→ **Goal**
Report every line in the listing that contains the string "index".
----- Provided data -----
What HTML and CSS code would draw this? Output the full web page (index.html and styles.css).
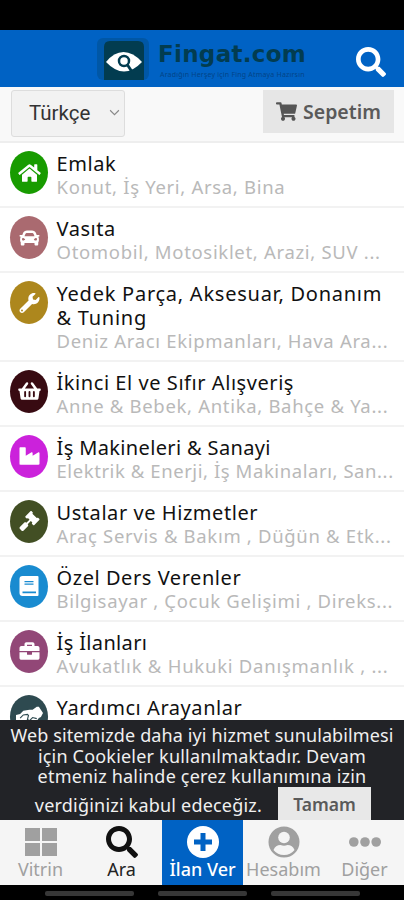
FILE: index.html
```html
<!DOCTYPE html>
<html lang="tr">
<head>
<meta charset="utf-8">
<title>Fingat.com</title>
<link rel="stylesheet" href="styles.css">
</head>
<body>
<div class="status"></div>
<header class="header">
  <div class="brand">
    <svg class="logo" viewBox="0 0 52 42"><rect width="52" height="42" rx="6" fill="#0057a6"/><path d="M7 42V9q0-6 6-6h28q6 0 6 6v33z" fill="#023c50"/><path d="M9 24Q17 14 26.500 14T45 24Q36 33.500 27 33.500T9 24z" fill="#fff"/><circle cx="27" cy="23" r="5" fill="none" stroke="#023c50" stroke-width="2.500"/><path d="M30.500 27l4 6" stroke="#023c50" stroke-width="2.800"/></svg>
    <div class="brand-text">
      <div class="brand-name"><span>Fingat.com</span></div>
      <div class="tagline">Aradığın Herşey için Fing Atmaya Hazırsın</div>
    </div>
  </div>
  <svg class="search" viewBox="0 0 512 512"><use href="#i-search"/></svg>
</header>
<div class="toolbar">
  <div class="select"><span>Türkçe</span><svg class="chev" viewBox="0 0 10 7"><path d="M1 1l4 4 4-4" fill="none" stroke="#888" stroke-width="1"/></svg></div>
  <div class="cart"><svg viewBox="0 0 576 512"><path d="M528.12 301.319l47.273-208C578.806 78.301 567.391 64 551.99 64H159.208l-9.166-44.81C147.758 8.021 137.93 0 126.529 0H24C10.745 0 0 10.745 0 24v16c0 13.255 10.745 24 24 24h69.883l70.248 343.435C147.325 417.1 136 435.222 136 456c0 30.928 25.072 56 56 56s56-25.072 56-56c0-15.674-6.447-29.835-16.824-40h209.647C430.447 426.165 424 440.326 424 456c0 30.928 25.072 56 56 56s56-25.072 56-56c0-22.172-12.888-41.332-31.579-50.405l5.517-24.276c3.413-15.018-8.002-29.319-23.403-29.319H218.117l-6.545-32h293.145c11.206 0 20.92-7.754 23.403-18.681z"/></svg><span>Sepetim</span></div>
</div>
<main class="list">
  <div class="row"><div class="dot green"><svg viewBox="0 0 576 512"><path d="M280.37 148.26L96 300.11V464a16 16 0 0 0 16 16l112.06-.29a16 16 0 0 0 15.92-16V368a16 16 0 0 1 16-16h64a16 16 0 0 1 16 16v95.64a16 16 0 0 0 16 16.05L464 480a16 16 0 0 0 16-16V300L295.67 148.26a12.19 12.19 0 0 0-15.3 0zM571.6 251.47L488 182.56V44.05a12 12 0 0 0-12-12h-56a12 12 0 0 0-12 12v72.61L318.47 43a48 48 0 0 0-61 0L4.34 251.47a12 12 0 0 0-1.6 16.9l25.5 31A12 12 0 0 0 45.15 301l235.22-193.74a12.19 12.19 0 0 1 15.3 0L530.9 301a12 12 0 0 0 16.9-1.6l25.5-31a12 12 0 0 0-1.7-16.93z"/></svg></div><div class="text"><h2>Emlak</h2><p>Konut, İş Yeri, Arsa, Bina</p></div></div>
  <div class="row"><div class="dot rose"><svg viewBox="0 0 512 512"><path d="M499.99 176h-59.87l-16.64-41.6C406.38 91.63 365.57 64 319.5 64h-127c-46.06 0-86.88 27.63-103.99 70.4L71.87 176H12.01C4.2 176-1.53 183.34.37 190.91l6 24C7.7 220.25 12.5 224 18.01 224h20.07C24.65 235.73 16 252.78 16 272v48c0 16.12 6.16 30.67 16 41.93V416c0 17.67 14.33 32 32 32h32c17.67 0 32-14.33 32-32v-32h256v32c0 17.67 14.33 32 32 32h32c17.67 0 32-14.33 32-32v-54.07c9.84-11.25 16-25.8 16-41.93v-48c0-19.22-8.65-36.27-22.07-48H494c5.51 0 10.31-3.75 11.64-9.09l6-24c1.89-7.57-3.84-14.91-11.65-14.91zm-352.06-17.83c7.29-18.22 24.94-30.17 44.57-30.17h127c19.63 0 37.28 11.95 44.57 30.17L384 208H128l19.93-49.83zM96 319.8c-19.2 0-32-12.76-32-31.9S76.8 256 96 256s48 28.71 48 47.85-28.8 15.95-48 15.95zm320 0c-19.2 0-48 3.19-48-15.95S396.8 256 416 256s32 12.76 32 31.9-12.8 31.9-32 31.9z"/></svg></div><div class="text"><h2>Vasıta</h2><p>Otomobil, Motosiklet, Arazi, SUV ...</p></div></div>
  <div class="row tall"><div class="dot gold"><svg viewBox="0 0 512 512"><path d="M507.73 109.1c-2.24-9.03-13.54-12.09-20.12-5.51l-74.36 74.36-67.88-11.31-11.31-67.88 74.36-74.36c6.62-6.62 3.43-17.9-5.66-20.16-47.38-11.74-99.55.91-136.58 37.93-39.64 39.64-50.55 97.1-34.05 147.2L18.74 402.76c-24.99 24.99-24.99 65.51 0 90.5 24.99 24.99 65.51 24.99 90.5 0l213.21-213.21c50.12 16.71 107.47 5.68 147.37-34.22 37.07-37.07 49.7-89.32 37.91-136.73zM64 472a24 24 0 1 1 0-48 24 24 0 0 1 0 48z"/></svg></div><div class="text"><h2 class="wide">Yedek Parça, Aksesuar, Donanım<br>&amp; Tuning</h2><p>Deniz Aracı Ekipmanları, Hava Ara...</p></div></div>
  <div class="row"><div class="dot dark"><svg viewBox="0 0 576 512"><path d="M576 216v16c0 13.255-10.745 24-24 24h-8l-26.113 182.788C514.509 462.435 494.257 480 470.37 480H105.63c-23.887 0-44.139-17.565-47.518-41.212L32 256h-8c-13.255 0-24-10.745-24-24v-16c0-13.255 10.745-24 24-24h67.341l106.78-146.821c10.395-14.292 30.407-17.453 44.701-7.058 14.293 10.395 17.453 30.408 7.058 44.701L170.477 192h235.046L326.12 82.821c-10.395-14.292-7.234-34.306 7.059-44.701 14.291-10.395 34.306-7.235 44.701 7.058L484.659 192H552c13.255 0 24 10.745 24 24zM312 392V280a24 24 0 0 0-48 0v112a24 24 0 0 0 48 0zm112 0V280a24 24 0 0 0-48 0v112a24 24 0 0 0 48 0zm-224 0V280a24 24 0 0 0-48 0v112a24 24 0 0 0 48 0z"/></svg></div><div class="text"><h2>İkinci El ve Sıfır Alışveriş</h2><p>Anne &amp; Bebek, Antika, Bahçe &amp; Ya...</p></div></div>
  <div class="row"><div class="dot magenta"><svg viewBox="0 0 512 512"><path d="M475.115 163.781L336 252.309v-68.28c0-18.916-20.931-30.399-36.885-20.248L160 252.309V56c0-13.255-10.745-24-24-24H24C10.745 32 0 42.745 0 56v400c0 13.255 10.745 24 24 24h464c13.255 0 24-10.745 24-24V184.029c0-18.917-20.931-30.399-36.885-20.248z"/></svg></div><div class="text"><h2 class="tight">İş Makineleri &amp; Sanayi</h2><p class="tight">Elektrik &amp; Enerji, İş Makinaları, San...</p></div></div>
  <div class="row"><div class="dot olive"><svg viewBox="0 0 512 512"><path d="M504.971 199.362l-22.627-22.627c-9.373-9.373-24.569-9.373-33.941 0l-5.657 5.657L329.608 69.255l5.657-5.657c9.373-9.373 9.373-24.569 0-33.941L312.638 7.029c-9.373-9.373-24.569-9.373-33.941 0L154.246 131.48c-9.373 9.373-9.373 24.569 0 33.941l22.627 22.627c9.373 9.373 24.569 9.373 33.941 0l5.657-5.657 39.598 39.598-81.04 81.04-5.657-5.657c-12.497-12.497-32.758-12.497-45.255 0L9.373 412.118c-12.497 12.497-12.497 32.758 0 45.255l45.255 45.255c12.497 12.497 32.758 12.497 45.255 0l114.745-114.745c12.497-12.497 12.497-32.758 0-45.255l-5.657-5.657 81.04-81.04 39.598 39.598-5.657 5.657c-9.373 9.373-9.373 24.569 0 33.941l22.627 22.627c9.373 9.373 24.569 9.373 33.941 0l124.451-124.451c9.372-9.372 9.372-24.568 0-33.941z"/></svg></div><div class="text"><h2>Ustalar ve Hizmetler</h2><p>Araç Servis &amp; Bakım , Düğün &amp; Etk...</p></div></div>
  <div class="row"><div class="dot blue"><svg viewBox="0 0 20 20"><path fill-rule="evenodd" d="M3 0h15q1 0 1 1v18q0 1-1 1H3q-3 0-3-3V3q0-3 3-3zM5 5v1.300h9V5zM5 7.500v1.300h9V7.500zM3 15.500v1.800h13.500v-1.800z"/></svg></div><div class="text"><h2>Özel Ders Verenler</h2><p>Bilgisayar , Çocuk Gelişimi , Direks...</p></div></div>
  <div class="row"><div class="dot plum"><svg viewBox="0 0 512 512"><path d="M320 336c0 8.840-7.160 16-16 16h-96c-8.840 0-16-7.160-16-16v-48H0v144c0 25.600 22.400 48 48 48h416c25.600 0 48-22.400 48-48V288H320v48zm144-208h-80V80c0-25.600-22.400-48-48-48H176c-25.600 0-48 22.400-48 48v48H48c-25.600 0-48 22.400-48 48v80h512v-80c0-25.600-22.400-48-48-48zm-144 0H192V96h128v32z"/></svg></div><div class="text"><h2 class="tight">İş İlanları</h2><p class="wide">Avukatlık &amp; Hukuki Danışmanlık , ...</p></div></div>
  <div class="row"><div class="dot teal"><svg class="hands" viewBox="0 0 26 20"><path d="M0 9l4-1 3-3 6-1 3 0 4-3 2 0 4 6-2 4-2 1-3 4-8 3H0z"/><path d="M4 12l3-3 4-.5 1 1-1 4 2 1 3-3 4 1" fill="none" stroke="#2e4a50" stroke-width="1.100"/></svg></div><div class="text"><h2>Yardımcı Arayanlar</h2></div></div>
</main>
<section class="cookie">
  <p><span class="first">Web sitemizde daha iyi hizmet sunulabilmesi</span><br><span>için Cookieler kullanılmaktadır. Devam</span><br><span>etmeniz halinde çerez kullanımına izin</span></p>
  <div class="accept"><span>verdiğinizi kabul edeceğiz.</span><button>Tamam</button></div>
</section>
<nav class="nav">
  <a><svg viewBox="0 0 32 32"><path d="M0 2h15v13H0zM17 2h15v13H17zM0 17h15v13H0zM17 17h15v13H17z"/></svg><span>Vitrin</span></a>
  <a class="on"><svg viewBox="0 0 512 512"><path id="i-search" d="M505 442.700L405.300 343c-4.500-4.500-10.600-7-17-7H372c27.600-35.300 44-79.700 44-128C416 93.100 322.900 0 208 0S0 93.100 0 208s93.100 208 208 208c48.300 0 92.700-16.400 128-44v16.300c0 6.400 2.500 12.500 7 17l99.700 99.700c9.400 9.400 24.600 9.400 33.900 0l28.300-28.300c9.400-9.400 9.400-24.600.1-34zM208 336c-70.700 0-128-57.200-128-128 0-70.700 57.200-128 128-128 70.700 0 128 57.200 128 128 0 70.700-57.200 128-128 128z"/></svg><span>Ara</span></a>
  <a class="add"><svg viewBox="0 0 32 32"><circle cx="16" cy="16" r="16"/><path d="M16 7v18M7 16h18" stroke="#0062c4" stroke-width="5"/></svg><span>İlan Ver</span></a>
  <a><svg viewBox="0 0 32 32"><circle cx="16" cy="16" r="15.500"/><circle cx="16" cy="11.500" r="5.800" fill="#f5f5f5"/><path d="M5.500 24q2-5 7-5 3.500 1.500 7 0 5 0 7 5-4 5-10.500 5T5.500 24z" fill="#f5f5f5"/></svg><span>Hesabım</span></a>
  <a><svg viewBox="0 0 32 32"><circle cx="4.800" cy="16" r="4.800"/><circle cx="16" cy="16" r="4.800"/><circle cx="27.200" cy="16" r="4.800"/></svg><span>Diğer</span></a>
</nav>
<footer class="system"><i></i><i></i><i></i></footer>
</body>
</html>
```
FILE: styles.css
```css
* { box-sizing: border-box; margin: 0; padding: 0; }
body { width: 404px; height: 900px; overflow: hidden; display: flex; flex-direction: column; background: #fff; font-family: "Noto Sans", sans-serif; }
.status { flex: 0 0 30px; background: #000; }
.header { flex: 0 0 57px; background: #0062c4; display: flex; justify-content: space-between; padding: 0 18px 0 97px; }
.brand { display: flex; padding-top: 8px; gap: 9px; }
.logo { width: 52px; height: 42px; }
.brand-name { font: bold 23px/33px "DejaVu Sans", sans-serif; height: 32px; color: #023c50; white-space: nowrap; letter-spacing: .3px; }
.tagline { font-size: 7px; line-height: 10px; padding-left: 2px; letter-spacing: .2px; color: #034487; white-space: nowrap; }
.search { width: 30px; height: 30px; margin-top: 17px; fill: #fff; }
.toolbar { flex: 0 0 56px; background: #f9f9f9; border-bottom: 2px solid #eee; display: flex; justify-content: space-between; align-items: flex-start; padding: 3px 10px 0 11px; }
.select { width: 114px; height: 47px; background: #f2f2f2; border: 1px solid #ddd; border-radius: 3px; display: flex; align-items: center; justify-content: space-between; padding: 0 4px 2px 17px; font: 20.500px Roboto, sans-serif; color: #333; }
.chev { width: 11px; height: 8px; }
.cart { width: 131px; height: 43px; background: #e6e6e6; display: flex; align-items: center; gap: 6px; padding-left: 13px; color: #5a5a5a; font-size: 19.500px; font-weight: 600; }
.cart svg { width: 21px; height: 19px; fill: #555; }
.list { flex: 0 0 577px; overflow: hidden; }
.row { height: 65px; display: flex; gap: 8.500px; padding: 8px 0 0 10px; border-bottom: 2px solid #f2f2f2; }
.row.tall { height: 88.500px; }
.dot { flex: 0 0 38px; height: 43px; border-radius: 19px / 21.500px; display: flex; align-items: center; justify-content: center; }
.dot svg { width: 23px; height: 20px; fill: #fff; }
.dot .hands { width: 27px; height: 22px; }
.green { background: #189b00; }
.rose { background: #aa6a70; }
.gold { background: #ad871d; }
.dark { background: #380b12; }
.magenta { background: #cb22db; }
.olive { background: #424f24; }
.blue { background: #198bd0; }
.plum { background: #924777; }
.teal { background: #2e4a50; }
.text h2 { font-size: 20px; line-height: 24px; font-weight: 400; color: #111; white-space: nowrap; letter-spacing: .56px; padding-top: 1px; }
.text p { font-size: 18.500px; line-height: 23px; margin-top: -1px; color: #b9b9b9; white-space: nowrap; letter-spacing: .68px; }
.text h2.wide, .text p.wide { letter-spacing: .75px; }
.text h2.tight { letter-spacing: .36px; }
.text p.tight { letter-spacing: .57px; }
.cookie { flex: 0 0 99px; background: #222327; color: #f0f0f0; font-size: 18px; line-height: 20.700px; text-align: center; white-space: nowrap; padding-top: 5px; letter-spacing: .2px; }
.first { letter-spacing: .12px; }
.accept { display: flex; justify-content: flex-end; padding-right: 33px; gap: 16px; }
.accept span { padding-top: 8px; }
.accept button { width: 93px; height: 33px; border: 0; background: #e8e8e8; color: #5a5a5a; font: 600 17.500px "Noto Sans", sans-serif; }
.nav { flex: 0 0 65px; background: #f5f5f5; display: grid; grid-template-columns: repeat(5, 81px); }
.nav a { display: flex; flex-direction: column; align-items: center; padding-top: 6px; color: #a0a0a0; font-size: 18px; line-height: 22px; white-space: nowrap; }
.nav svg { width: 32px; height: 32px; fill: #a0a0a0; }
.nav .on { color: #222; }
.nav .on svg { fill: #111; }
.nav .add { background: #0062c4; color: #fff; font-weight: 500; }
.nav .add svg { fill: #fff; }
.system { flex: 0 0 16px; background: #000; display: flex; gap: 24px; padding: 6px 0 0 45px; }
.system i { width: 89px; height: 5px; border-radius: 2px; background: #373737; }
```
-----
→ **The result**
What HTML and CSS code would draw this? Output the full web page (index.html and styles.css).
FILE: index.html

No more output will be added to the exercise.